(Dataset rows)

* * * * * * *

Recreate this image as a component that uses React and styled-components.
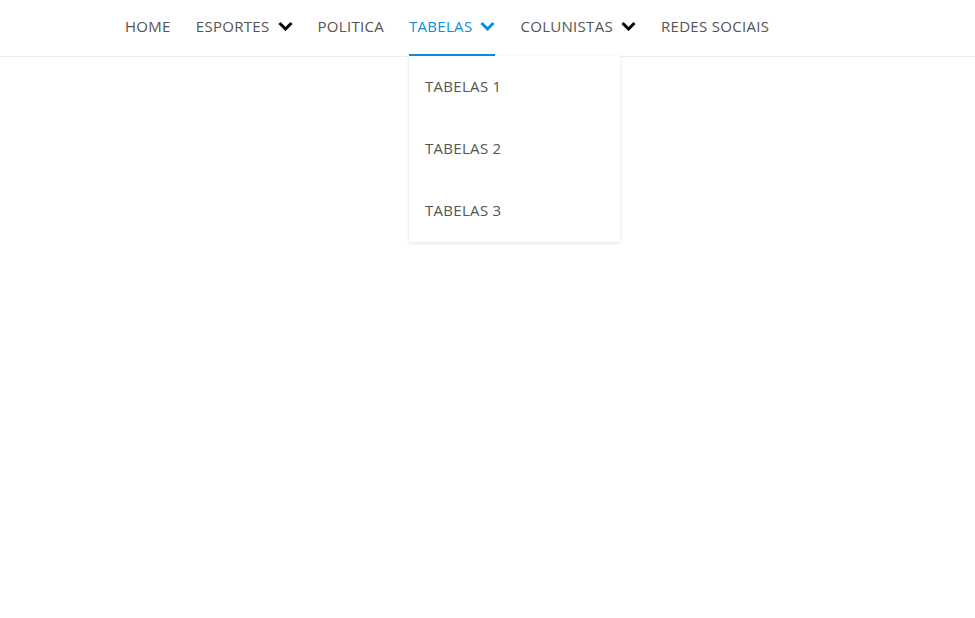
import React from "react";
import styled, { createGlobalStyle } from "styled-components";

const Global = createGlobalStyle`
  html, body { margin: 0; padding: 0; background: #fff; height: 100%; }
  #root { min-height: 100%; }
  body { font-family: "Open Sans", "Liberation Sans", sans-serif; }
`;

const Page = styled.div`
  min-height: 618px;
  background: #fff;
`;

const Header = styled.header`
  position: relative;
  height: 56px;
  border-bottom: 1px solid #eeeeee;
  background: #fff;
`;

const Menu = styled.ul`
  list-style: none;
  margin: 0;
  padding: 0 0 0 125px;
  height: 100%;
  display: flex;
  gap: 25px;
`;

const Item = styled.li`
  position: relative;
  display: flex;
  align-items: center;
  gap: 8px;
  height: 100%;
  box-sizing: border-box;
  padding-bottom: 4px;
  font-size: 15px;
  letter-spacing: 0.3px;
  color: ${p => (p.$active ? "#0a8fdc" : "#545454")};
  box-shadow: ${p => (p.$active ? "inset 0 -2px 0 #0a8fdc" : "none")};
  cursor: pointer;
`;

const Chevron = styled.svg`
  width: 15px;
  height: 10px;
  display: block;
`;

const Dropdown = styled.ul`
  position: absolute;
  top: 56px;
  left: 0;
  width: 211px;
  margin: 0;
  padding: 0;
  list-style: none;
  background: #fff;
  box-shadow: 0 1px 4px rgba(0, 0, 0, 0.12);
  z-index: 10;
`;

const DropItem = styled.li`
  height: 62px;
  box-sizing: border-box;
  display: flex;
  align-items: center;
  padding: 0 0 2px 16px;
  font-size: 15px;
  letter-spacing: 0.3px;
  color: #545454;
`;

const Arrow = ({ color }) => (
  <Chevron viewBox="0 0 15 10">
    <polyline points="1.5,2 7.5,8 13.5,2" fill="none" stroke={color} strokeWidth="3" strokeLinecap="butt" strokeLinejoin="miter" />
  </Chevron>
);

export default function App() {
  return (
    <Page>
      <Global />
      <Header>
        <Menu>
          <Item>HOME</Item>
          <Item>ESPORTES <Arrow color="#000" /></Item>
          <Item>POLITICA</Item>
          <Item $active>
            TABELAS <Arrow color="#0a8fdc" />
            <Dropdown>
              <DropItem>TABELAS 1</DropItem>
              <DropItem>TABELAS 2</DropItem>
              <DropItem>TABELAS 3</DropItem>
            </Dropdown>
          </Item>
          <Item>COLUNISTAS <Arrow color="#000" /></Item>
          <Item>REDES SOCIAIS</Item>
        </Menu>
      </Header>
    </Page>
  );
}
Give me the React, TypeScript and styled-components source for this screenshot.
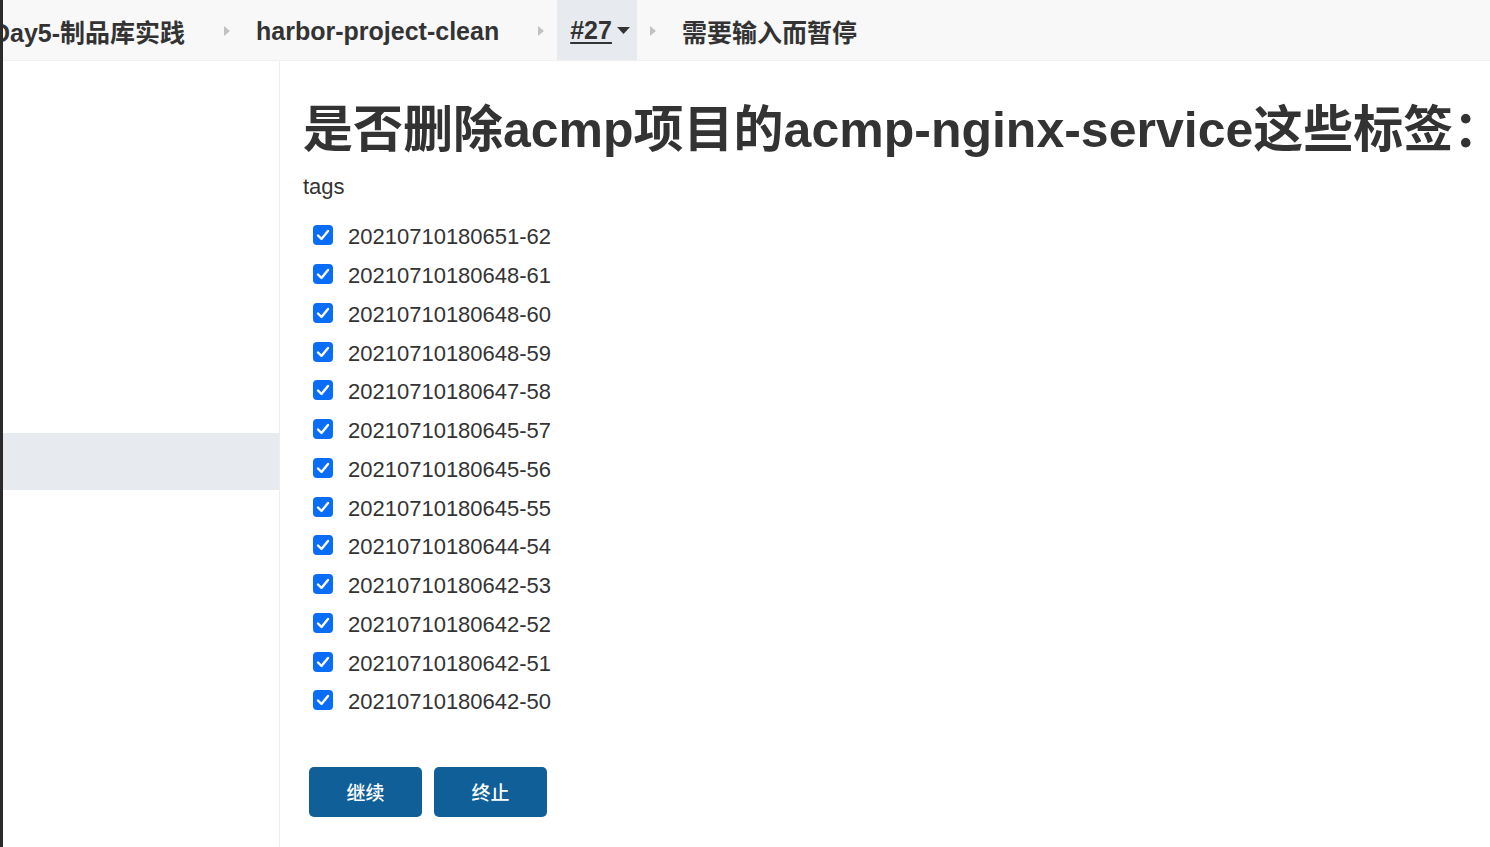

* * * * * * *

* Direction *
Reproduce the listing above exactly, excluding all pictures.

* Solution to this task *
Recreate this image as a component that uses React and styled-components.
import React from "react";
import styled, { createGlobalStyle } from "styled-components";

const Global = createGlobalStyle`
  html, body { margin: 0; padding: 0; background: #fff; height: 100%; }
  #root { min-height: 100%; }
  body { font-family: "Open Sans", "Liberation Sans", sans-serif; }
`;

const Page = styled.div`
  min-height: 618px;
  background: #fff;
`;

const Header = styled.header`
  position: relative;
  height: 56px;
  border-bottom: 1px solid #eeeeee;
  background: #fff;
`;

const Menu = styled.ul`
  list-style: none;
  margin: 0;
  padding: 0 0 0 125px;
  height: 100%;
  display: flex;
  gap: 25px;
`;

const Item = styled.li`
  position: relative;
  display: flex;
  align-items: center;
  gap: 8px;
  height: 100%;
  box-sizing: border-box;
  padding-bottom: 4px;
  font-size: 15px;
  letter-spacing: 0.3px;
  color: ${p => (p.$active ? "#0a8fdc" : "#545454")};
  box-shadow: ${p => (p.$active ? "inset 0 -2px 0 #0a8fdc" : "none")};
  cursor: pointer;
`;

const Chevron = styled.svg`
  width: 15px;
  height: 10px;
  display: block;
`;

const Dropdown = styled.ul`
  position: absolute;
  top: 56px;
  left: 0;
  width: 211px;
  margin: 0;
  padding: 0;
  list-style: none;
  background: #fff;
  box-shadow: 0 1px 4px rgba(0, 0, 0, 0.12);
  z-index: 10;
`;

const DropItem = styled.li`
  height: 62px;
  box-sizing: border-box;
  display: flex;
  align-items: center;
  padding: 0 0 2px 16px;
  font-size: 15px;
  letter-spacing: 0.3px;
  color: #545454;
`;

const Arrow = ({ color }) => (
  <Chevron viewBox="0 0 15 10">
    <polyline points="1.5,2 7.5,8 13.5,2" fill="none" stroke={color} strokeWidth="3" strokeLinecap="butt" strokeLinejoin="miter" />
  </Chevron>
);

export default function App() {
  return (
    <Page>
      <Global />
      <Header>
        <Menu>
          <Item>HOME</Item>
          <Item>ESPORTES <Arrow color="#000" /></Item>
          <Item>POLITICA</Item>
          <Item $active>
            TABELAS <Arrow color="#0a8fdc" />
            <Dropdown>
              <DropItem>TABELAS 1</DropItem>
              <DropItem>TABELAS 2</DropItem>
              <DropItem>TABELAS 3</DropItem>
            </Dropdown>
          </Item>
          <Item>COLUNISTAS <Arrow color="#000" /></Item>
          <Item>REDES SOCIAIS</Item>
        </Menu>
      </Header>
    </Page>
  );
}
Give me the React, TypeScript and styled-components source for this screenshot.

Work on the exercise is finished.